Write out each line that follows exactly as it stands, without the pictures.

* * * *

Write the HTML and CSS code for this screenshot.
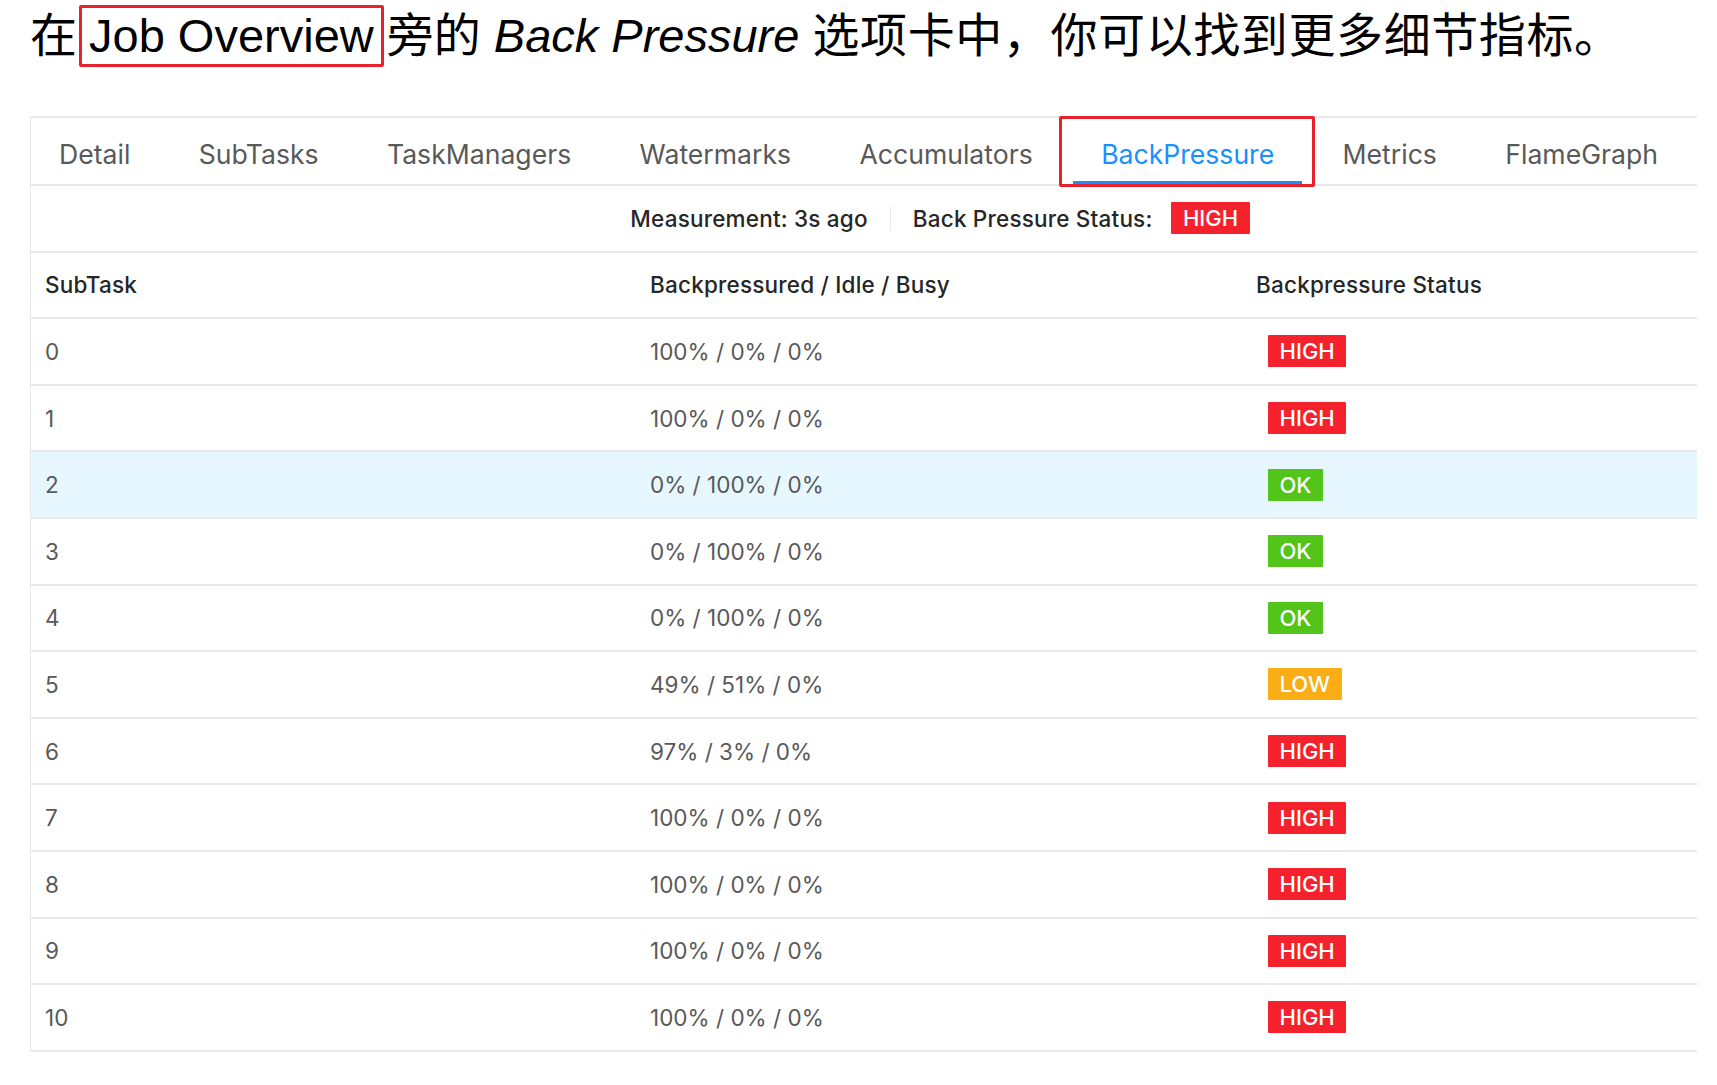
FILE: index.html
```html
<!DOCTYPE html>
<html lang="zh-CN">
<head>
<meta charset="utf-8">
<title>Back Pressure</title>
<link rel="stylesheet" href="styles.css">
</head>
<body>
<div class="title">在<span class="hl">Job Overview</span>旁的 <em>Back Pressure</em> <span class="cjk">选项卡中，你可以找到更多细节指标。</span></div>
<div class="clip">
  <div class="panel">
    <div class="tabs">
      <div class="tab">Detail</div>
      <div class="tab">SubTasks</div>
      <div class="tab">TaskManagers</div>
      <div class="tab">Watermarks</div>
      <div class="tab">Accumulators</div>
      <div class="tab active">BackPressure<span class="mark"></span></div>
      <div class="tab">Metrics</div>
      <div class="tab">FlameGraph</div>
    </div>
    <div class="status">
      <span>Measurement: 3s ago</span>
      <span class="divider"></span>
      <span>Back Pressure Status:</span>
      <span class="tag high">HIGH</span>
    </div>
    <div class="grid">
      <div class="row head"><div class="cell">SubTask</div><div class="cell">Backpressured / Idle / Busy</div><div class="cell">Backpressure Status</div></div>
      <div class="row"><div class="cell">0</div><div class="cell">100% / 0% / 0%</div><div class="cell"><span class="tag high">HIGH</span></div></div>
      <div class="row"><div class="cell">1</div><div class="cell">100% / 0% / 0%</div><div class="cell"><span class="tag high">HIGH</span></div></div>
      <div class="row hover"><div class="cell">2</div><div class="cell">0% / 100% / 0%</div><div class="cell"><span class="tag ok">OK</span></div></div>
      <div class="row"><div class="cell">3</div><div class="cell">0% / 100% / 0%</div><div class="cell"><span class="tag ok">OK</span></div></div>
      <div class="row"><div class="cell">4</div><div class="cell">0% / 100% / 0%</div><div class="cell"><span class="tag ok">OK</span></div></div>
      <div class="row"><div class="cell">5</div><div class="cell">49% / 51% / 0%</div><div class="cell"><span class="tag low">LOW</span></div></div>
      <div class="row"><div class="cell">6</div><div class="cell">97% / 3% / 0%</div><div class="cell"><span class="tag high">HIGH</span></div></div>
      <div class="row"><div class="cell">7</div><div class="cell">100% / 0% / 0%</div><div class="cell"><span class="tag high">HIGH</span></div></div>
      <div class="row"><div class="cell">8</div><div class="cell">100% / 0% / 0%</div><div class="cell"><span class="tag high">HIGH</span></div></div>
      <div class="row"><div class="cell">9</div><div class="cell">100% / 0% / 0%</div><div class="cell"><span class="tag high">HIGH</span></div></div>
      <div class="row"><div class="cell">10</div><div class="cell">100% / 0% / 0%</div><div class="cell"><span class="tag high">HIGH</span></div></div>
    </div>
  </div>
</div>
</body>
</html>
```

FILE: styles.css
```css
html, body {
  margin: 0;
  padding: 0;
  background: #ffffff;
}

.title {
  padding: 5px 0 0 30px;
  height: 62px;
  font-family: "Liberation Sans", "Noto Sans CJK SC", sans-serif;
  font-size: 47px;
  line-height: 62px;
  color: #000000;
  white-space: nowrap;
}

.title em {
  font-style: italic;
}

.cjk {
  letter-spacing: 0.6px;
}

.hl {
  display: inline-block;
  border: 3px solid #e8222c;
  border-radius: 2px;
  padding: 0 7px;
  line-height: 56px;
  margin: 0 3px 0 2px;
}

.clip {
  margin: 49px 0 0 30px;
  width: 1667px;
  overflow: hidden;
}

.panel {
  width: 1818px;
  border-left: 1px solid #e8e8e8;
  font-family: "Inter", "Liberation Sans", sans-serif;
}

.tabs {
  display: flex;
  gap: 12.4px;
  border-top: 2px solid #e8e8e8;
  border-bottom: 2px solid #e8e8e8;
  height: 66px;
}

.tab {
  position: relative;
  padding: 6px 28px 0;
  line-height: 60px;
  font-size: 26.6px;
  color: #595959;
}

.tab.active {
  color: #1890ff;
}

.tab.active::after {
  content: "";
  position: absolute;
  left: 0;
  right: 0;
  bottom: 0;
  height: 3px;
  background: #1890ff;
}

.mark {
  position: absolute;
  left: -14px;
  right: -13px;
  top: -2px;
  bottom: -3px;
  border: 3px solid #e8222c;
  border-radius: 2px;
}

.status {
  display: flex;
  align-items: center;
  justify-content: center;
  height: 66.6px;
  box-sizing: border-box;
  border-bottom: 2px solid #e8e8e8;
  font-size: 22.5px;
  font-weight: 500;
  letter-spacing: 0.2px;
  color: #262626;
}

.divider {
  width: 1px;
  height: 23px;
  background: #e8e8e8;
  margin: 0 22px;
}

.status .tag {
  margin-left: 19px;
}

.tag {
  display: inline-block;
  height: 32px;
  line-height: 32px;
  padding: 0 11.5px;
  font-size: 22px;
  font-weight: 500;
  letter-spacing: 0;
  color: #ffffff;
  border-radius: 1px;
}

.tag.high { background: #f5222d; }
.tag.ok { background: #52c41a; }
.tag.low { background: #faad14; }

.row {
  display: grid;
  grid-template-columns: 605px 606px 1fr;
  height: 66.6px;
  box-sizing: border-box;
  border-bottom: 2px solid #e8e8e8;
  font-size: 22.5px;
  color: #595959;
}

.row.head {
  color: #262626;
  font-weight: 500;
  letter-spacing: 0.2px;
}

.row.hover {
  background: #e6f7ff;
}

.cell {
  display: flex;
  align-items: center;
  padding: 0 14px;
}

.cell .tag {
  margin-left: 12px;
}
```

* * * *

**SOLUTION TO THE PROBLEM**:
Write the HTML and CSS code for this screenshot.
FILE: index.html
```html
<!DOCTYPE html>
<html lang="zh-CN">
<head>
<meta charset="utf-8">
<title>Back Pressure</title>
<link rel="stylesheet" href="styles.css">
</head>
<body>
<div class="title">在<span class="hl">Job Overview</span>旁的 <em>Back Pressure</em> <span class="cjk">选项卡中，你可以找到更多细节指标。</span></div>
<div class="clip">
  <div class="panel">
    <div class="tabs">
      <div class="tab">Detail</div>
      <div class="tab">SubTasks</div>
      <div class="tab">TaskManagers</div>
      <div class="tab">Watermarks</div>
      <div class="tab">Accumulators</div>
      <div class="tab active">BackPressure<span class="mark"></span></div>
      <div class="tab">Metrics</div>
      <div class="tab">FlameGraph</div>
    </div>
    <div class="status">
      <span>Measurement: 3s ago</span>
      <span class="divider"></span>
      <span>Back Pressure Status:</span>
      <span class="tag high">HIGH</span>
    </div>
    <div class="grid">
      <div class="row head"><div class="cell">SubTask</div><div class="cell">Backpressured / Idle / Busy</div><div class="cell">Backpressure Status</div></div>
      <div class="row"><div class="cell">0</div><div class="cell">100% / 0% / 0%</div><div class="cell"><span class="tag high">HIGH</span></div></div>
      <div class="row"><div class="cell">1</div><div class="cell">100% / 0% / 0%</div><div class="cell"><span class="tag high">HIGH</span></div></div>
      <div class="row hover"><div class="cell">2</div><div class="cell">0% / 100% / 0%</div><div class="cell"><span class="tag ok">OK</span></div></div>
      <div class="row"><div class="cell">3</div><div class="cell">0% / 100% / 0%</div><div class="cell"><span class="tag ok">OK</span></div></div>
      <div class="row"><div class="cell">4</div><div class="cell">0% / 100% / 0%</div><div class="cell"><span class="tag ok">OK</span></div></div>
      <div class="row"><div class="cell">5</div><div class="cell">49% / 51% / 0%</div><div class="cell"><span class="tag low">LOW</span></div></div>
      <div class="row"><div class="cell">6</div><div class="cell">97% / 3% / 0%</div><div class="cell"><span class="tag high">HIGH</span></div></div>
      <div class="row"><div class="cell">7</div><div class="cell">100% / 0% / 0%</div><div class="cell"><span class="tag high">HIGH</span></div></div>
      <div class="row"><div class="cell">8</div><div class="cell">100% / 0% / 0%</div><div class="cell"><span class="tag high">HIGH</span></div></div>
      <div class="row"><div class="cell">9</div><div class="cell">100% / 0% / 0%</div><div class="cell"><span class="tag high">HIGH</span></div></div>
      <div class="row"><div class="cell">10</div><div class="cell">100% / 0% / 0%</div><div class="cell"><span class="tag high">HIGH</span></div></div>
    </div>
  </div>
</div>
</body>
</html>
```

FILE: styles.css
```css
html, body {
  margin: 0;
  padding: 0;
  background: #ffffff;
}

.title {
  padding: 5px 0 0 30px;
  height: 62px;
  font-family: "Liberation Sans", "Noto Sans CJK SC", sans-serif;
  font-size: 47px;
  line-height: 62px;
  color: #000000;
  white-space: nowrap;
}

.title em {
  font-style: italic;
}

.cjk {
  letter-spacing: 0.6px;
}

.hl {
  display: inline-block;
  border: 3px solid #e8222c;
  border-radius: 2px;
  padding: 0 7px;
  line-height: 56px;
  margin: 0 3px 0 2px;
}

.clip {
  margin: 49px 0 0 30px;
  width: 1667px;
  overflow: hidden;
}

.panel {
  width: 1818px;
  border-left: 1px solid #e8e8e8;
  font-family: "Inter", "Liberation Sans", sans-serif;
}

.tabs {
  display: flex;
  gap: 12.4px;
  border-top: 2px solid #e8e8e8;
  border-bottom: 2px solid #e8e8e8;
  height: 66px;
}

.tab {
  position: relative;
  padding: 6px 28px 0;
  line-height: 60px;
  font-size: 26.6px;
  color: #595959;
}

.tab.active {
  color: #1890ff;
}

.tab.active::after {
  content: "";
  position: absolute;
  left: 0;
  right: 0;
  bottom: 0;
  height: 3px;
  background: #1890ff;
}

.mark {
  position: absolute;
  left: -14px;
  right: -13px;
  top: -2px;
  bottom: -3px;
  border: 3px solid #e8222c;
  border-radius: 2px;
}

.status {
  display: flex;
  align-items: center;
  justify-content: center;
  height: 66.6px;
  box-sizing: border-box;
  border-bottom: 2px solid #e8e8e8;
  font-size: 22.5px;
  font-weight: 500;
  letter-spacing: 0.2px;
  color: #262626;
}

.divider {
  width: 1px;
  height: 23px;
  background: #e8e8e8;
  margin: 0 22px;
}

.status .tag {
  margin-left: 19px;
}

.tag {
  display: inline-block;
  height: 32px;
  line-height: 32px;
  padding: 0 11.5px;
  font-size: 22px;
  font-weight: 500;
  letter-spacing: 0;
  color: #ffffff;
  border-radius: 1px;
}

.tag.high { background: #f5222d; }
.tag.ok { background: #52c41a; }
.tag.low { background: #faad14; }

.row {
  display: grid;
  grid-template-columns: 605px 606px 1fr;
  height: 66.6px;
  box-sizing: border-box;
  border-bottom: 2px solid #e8e8e8;
  font-size: 22.5px;
  color: #595959;
}

.row.head {
  color: #262626;
  font-weight: 500;
  letter-spacing: 0.2px;
}

.row.hover {
  background: #e6f7ff;
}

.cell {
  display: flex;
  align-items: center;
  padding: 0 14px;
}

.cell .tag {
  margin-left: 12px;
}
```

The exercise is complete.